The other artwork in the exhibition is Tirl (a word meaning to strip/reduce) which is based on the poem, Now Westlin Winds. I stripped that back to the rhyming words, which I have loosely wrapped around the initials RB, based on Burns's own handwriting. This artwork was inspired by the storms a few years ago that destroyed many trees, very much like that poor wee mouse cowering after man had left it without house or holding.

Adrian Wiszniewski

Poem: Man Was Made To Mourn: A Dirge

Artwork: Ploughman Poet

The benefit of having to select my favourite Burns poem is in having to read or reread his complete poetic works. Hope, honesty and humanity run through his writing like a babbling brook.

In my youth, I shied away from Burns, not because of his poetry but because of the tartanalia with which it was associated. As an internationalist I was drawn more to the life and work of Lord Byron. In Byron I recognised a free spirit that assaulted the sensibilities of the ruling classes. It was because of Byron’s independent wealth that he could support his independent spirit. For Burns, fortune did not follow his fame, and poverty got him in the end.
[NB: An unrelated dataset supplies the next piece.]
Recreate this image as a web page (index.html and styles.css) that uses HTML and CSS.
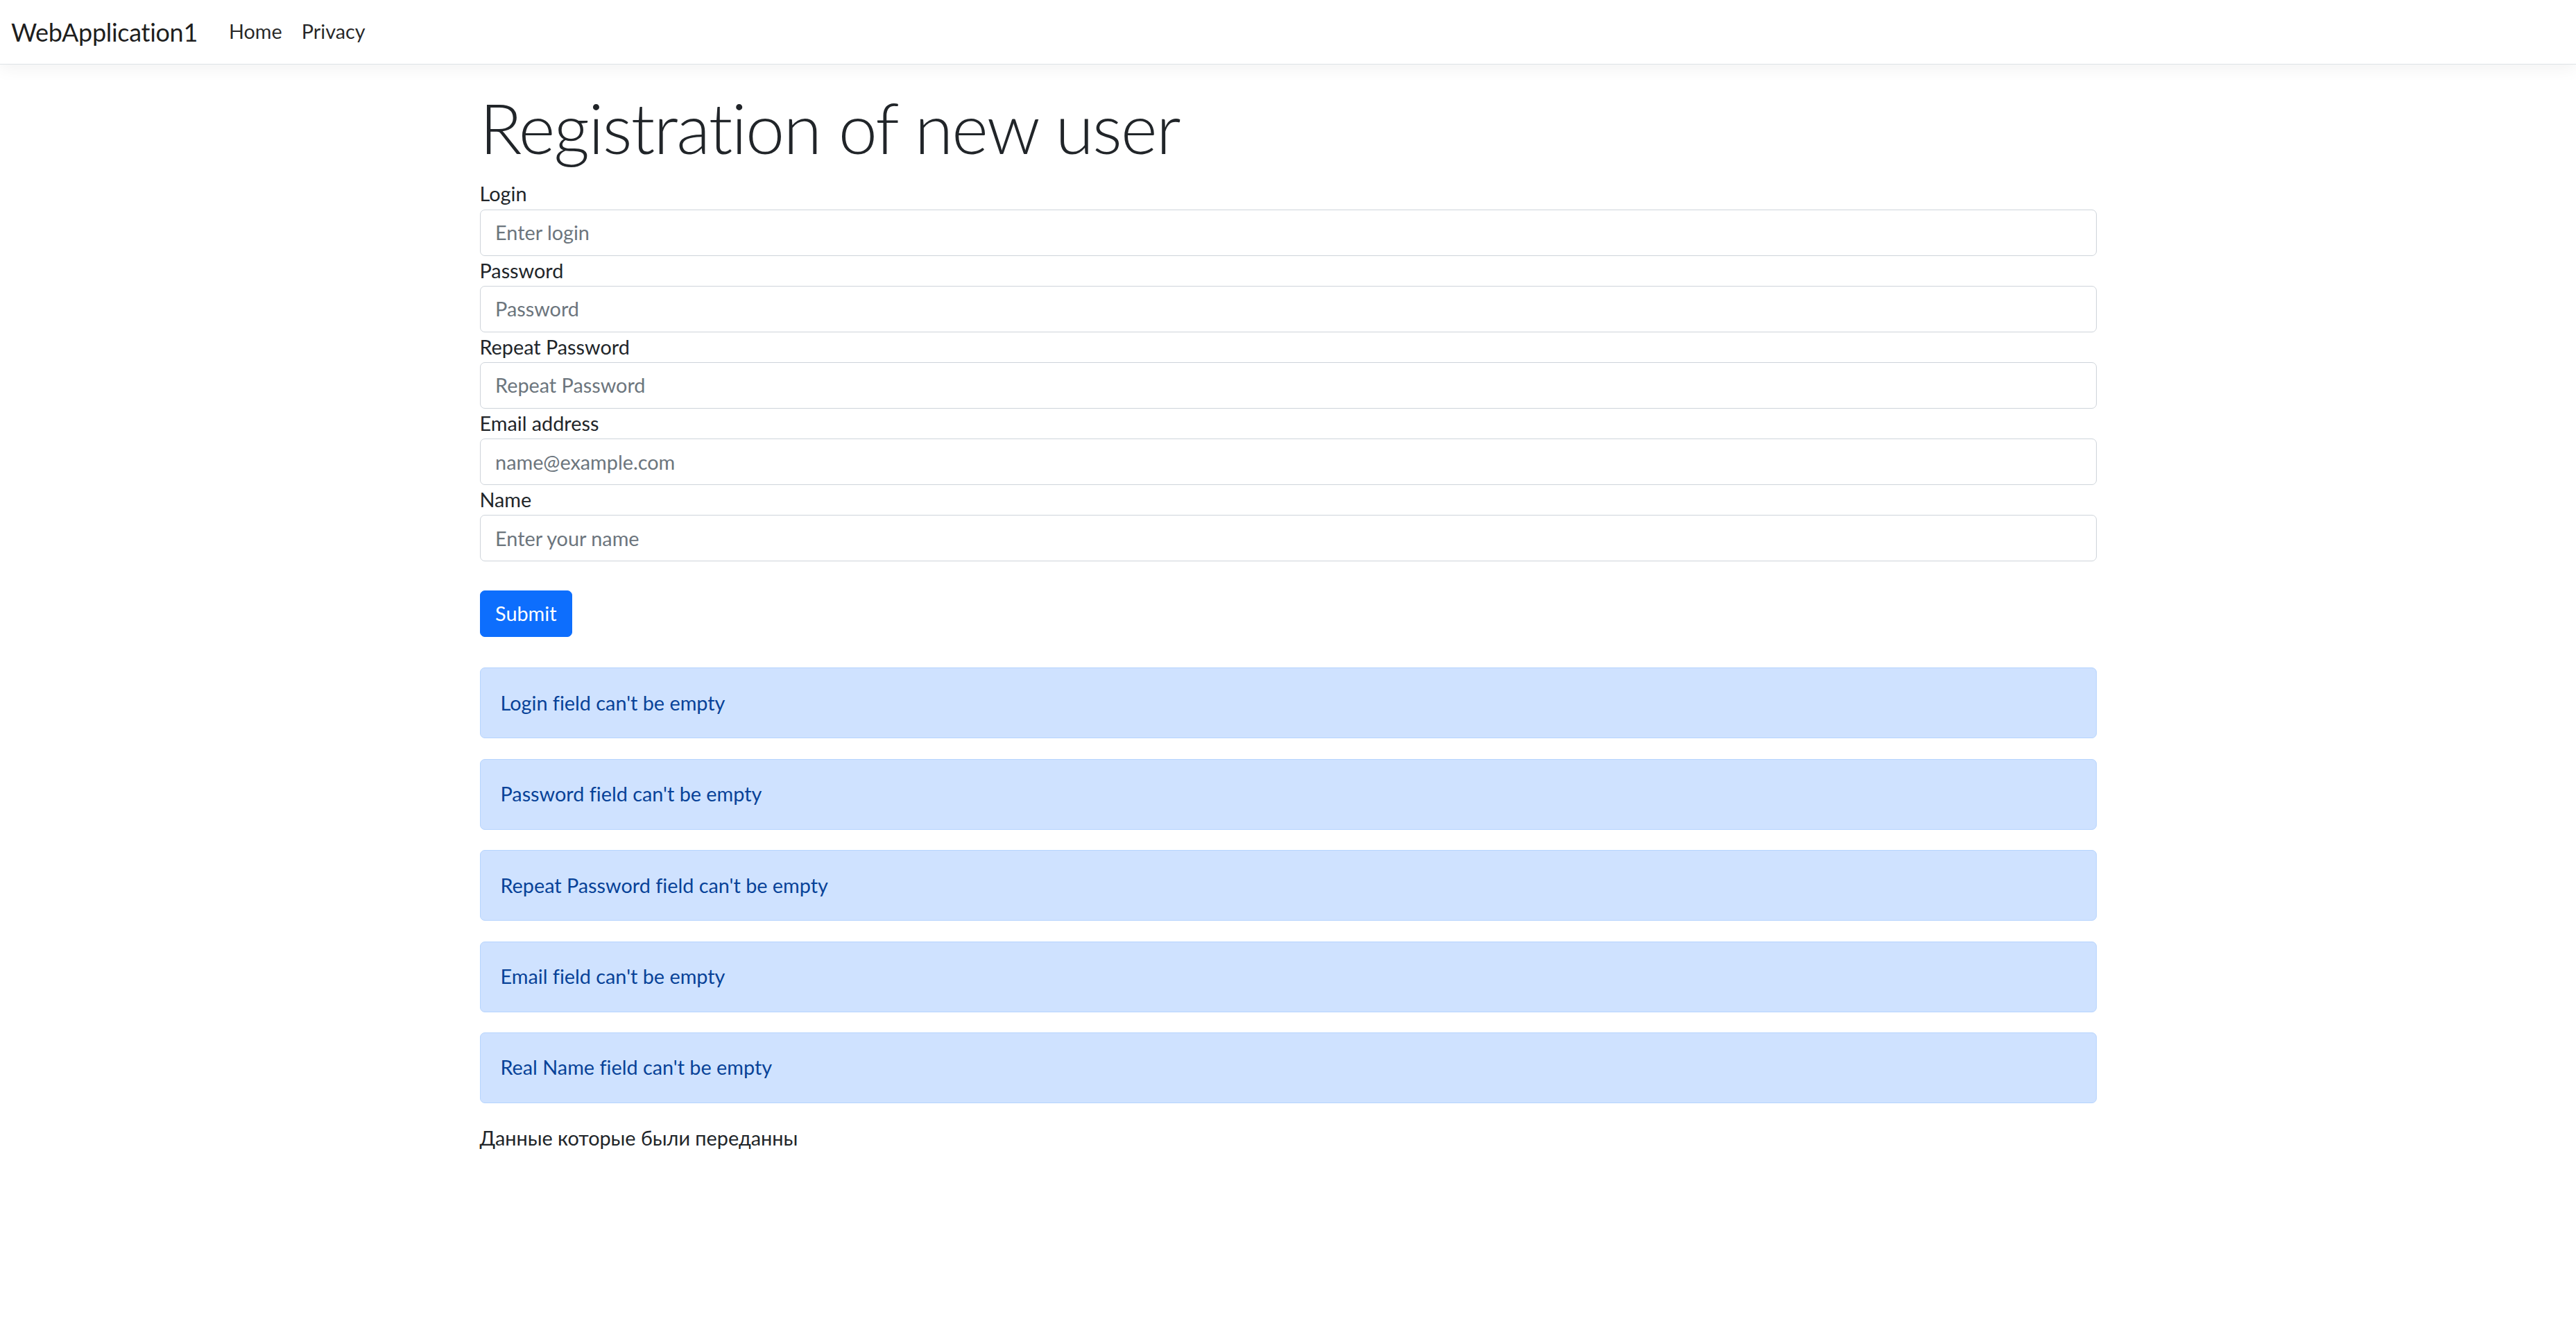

In my painting Ploughman Poet, I chose to portray an impoverished individual blessed with the dignity and grandeur of decency. In the poem, Man Was Made To Mourn: A Dirge, Burns points out that "Man's inhumanity to man/ Makes countless thousands mourn!" then later adds;

If I 'm design'd yon lordling's slave-

By Nature's law design'd-

Why was an independent wish

E'er planted in my mind?

If not, why am I subject to

His cruelty' or scorn?

Or why has Man the will and pow'r

To make his fellow mourn?

Burns was a burning light in an age of enlightenment. It would be grand if that light could illuminate the dark corridors of power that lead to our destiny.